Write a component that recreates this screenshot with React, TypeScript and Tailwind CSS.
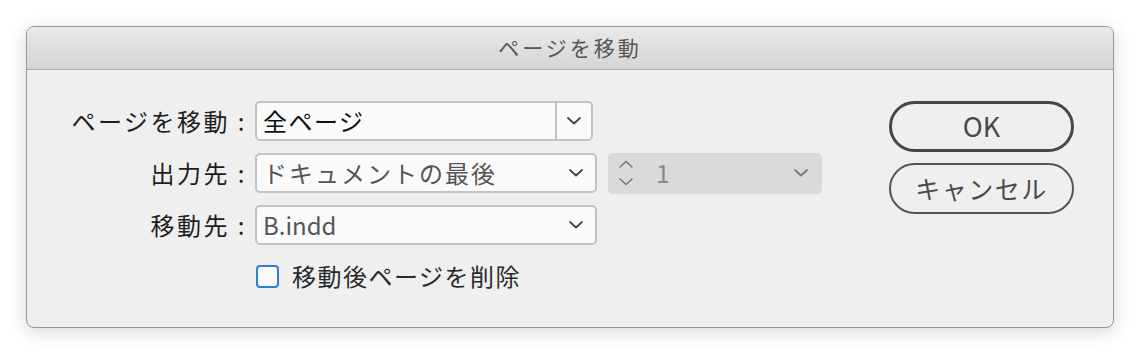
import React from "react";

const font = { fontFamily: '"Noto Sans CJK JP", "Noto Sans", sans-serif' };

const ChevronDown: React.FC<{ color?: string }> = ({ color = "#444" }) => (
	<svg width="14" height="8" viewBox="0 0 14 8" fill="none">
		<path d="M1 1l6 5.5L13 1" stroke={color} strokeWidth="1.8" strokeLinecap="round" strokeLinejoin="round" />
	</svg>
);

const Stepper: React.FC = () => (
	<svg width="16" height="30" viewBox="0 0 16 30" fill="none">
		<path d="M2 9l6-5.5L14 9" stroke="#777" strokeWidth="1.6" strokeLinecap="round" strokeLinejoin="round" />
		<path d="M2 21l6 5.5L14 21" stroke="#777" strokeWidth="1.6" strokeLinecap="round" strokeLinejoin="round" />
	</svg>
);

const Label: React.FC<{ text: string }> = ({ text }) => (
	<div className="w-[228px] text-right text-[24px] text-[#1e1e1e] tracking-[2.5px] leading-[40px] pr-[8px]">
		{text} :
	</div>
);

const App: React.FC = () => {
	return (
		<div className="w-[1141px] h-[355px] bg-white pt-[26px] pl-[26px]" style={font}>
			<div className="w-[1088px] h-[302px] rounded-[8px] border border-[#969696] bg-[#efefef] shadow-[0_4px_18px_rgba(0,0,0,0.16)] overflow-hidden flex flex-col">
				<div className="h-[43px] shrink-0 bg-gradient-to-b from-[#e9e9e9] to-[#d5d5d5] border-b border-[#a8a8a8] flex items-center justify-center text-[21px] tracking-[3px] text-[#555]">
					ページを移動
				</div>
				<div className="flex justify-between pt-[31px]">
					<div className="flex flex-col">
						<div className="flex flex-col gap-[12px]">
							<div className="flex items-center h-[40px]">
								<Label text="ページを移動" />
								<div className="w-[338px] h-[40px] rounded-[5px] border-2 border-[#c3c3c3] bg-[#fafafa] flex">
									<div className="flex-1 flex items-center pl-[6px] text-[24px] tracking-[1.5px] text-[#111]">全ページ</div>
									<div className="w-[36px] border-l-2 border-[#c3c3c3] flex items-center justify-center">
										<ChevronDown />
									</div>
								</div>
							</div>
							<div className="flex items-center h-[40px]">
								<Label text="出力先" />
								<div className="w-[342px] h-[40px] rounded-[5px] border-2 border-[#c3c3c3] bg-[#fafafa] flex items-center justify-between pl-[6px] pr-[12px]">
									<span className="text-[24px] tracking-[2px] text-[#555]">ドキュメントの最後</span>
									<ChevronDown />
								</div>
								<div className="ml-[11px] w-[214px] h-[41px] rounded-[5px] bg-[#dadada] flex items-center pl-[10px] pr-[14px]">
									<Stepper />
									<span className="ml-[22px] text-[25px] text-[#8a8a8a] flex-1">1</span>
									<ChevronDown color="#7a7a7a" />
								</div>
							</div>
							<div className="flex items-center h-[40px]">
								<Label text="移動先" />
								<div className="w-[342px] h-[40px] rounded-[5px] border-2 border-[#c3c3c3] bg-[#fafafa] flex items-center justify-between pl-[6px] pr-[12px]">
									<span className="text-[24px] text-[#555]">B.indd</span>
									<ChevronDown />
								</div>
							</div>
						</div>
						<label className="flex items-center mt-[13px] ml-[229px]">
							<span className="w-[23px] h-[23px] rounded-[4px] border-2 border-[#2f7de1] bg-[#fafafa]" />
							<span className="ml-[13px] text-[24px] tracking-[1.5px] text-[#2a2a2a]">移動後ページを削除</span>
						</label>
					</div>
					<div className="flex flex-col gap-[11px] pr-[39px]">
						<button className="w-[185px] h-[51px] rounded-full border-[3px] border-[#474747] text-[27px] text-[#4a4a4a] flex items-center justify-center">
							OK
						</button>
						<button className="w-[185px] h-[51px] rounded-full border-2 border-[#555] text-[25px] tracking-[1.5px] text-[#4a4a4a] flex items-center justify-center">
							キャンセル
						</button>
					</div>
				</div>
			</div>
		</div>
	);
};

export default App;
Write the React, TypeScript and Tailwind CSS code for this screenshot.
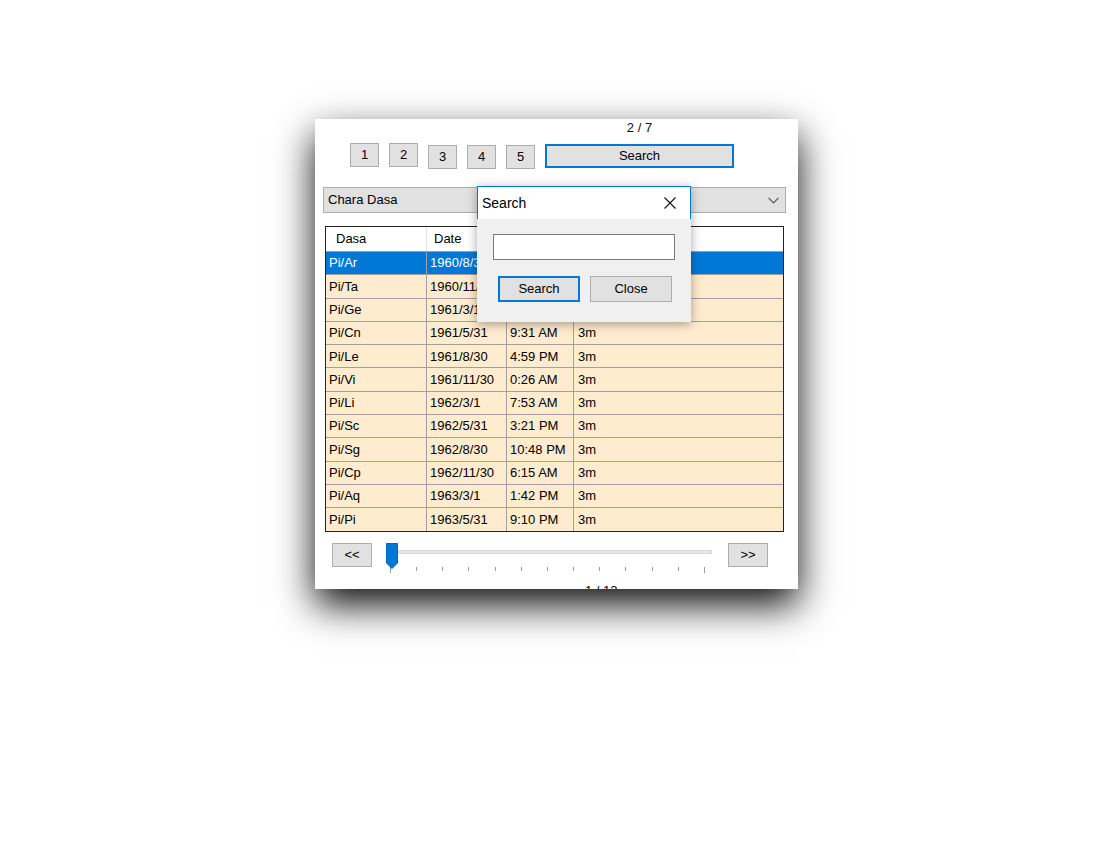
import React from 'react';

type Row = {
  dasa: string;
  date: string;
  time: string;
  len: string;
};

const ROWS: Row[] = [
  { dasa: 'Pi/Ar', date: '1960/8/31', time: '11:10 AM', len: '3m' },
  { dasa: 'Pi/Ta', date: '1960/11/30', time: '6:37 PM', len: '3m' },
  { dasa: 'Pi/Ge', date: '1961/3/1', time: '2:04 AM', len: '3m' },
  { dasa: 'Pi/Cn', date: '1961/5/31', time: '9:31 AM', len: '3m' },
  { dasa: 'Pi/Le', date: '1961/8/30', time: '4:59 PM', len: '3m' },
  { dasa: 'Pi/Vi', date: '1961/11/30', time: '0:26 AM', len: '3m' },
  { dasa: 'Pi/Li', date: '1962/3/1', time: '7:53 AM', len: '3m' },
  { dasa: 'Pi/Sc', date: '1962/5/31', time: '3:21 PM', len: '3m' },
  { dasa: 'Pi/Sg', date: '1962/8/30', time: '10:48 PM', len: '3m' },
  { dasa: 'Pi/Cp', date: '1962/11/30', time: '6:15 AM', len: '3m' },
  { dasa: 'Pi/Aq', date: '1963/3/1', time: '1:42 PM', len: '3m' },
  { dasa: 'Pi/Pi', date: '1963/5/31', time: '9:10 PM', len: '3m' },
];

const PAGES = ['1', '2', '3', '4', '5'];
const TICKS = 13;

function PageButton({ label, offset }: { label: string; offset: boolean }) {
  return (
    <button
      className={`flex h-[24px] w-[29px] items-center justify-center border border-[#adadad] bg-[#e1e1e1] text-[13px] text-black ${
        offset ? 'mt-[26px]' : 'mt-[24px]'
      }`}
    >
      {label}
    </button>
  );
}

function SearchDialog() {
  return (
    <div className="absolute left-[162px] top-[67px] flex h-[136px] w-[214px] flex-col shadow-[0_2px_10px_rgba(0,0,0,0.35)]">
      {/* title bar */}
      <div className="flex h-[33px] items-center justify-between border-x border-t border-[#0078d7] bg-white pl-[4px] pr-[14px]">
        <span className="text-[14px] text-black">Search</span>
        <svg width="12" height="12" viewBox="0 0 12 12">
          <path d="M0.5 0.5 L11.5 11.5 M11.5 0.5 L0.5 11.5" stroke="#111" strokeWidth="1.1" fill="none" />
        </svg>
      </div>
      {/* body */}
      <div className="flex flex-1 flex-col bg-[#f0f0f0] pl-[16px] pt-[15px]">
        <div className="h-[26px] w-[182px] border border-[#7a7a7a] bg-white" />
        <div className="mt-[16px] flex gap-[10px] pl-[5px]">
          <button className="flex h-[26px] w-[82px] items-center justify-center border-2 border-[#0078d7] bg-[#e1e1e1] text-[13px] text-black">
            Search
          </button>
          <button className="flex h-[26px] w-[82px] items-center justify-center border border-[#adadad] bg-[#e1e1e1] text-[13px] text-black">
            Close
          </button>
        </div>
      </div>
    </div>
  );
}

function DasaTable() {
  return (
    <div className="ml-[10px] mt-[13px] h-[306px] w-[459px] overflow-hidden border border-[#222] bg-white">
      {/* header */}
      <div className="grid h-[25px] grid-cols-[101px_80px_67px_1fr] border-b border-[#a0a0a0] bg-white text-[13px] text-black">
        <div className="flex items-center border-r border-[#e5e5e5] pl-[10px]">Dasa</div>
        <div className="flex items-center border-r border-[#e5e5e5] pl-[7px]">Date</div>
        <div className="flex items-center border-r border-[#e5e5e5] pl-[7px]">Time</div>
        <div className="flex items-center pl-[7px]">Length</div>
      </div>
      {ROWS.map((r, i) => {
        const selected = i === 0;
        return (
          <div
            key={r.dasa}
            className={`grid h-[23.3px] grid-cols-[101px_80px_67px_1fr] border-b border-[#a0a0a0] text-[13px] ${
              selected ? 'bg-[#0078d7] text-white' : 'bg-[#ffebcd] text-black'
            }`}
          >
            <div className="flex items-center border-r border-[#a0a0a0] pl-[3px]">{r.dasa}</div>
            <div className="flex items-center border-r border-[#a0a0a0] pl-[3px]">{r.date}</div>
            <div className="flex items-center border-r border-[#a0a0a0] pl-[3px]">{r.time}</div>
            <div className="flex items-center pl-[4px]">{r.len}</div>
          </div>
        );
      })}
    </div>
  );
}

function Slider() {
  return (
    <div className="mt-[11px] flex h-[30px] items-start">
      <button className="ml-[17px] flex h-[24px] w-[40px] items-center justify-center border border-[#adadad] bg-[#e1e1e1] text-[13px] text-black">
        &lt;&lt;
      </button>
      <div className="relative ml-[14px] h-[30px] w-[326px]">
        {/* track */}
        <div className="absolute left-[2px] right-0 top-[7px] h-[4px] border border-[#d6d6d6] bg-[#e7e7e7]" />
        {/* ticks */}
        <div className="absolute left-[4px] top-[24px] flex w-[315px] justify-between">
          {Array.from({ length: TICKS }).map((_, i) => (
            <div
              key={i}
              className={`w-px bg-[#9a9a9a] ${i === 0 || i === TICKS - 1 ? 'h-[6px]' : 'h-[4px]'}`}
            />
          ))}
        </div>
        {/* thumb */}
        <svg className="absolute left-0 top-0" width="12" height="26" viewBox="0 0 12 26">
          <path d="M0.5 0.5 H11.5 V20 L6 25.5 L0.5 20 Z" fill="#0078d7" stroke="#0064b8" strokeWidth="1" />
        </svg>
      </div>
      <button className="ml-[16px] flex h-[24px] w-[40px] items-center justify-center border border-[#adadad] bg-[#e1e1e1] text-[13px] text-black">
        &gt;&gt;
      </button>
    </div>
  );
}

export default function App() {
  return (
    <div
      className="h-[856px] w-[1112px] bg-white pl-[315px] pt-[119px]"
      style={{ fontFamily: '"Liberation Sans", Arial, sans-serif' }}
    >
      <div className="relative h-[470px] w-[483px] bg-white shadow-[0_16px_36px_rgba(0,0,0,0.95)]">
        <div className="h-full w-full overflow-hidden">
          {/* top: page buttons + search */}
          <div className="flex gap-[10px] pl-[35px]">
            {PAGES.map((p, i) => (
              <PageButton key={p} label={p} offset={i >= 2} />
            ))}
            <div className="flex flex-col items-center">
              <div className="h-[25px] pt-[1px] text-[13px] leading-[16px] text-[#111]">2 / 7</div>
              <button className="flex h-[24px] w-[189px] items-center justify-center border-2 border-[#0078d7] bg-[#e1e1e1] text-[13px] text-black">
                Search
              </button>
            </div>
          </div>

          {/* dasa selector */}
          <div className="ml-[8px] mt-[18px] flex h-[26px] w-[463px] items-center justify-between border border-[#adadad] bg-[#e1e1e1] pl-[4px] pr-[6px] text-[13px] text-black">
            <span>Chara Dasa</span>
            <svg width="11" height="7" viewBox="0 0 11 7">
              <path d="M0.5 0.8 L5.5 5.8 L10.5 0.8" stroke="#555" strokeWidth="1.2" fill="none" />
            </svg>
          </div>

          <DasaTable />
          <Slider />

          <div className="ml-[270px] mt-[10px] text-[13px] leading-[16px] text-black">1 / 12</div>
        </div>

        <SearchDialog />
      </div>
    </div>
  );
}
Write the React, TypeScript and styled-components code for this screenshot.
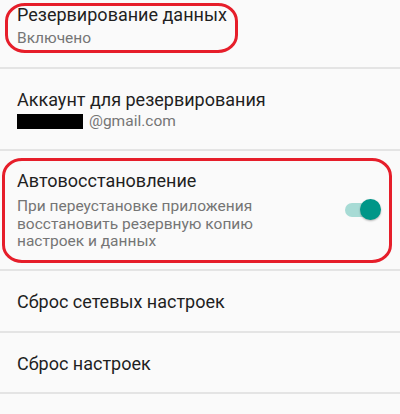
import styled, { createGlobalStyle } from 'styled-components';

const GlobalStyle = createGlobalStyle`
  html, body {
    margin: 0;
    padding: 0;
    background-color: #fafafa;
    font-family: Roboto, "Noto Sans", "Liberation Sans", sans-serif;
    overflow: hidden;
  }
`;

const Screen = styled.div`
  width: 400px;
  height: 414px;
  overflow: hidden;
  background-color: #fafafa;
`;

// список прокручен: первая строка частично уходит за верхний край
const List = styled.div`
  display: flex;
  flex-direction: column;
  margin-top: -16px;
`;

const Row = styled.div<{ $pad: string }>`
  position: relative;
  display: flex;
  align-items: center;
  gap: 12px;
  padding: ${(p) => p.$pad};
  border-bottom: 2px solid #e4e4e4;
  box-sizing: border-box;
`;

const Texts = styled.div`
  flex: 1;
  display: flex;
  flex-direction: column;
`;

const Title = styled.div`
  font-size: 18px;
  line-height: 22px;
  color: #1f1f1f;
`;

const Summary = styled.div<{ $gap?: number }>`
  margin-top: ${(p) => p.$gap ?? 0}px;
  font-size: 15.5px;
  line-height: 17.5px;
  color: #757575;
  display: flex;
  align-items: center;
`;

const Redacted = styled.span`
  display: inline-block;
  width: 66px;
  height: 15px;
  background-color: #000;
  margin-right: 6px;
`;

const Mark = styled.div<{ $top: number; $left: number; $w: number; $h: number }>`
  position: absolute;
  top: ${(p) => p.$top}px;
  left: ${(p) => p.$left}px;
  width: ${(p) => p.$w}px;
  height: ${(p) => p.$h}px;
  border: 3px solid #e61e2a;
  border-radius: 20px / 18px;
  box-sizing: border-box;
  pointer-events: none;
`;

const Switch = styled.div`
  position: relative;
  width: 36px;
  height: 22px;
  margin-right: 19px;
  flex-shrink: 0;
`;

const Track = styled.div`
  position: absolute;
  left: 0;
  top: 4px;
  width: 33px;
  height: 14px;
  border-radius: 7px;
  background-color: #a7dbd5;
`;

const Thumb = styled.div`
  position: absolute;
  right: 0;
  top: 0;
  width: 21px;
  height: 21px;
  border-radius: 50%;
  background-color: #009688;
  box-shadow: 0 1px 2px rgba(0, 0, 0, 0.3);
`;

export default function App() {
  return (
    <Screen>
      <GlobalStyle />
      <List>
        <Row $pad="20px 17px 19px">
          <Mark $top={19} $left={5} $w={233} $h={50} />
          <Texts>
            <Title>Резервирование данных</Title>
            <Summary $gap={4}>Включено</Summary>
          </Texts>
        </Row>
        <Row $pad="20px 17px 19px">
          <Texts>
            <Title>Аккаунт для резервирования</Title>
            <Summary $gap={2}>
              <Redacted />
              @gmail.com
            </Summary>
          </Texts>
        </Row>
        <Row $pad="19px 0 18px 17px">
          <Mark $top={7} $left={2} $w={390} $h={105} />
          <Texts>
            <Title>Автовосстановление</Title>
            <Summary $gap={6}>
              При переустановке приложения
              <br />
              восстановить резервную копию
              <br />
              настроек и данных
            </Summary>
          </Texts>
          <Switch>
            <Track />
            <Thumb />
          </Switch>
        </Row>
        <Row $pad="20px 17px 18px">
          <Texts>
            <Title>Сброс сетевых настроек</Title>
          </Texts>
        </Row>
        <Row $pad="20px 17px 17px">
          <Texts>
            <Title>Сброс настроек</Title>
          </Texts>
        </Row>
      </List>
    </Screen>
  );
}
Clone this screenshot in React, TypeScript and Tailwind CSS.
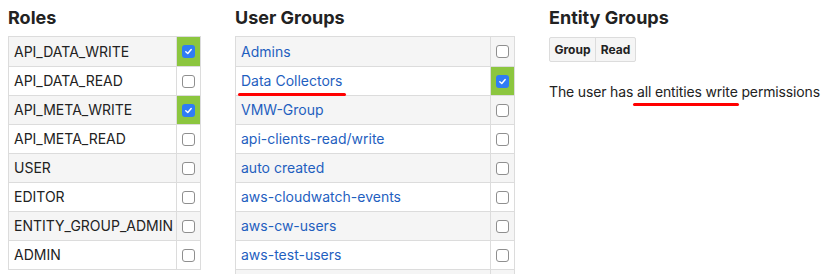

---

• Given task
Copy every line that contains the string "TypeScript".

• Reply to the exercise
Write a component that recreates this screenshot with React, TypeScript and Tailwind CSS.
Write the React, TypeScript and Tailwind CSS code for this screenshot.
Write the React, TypeScript and styled-components code for this screenshot.
Clone this screenshot in React, TypeScript and Tailwind CSS.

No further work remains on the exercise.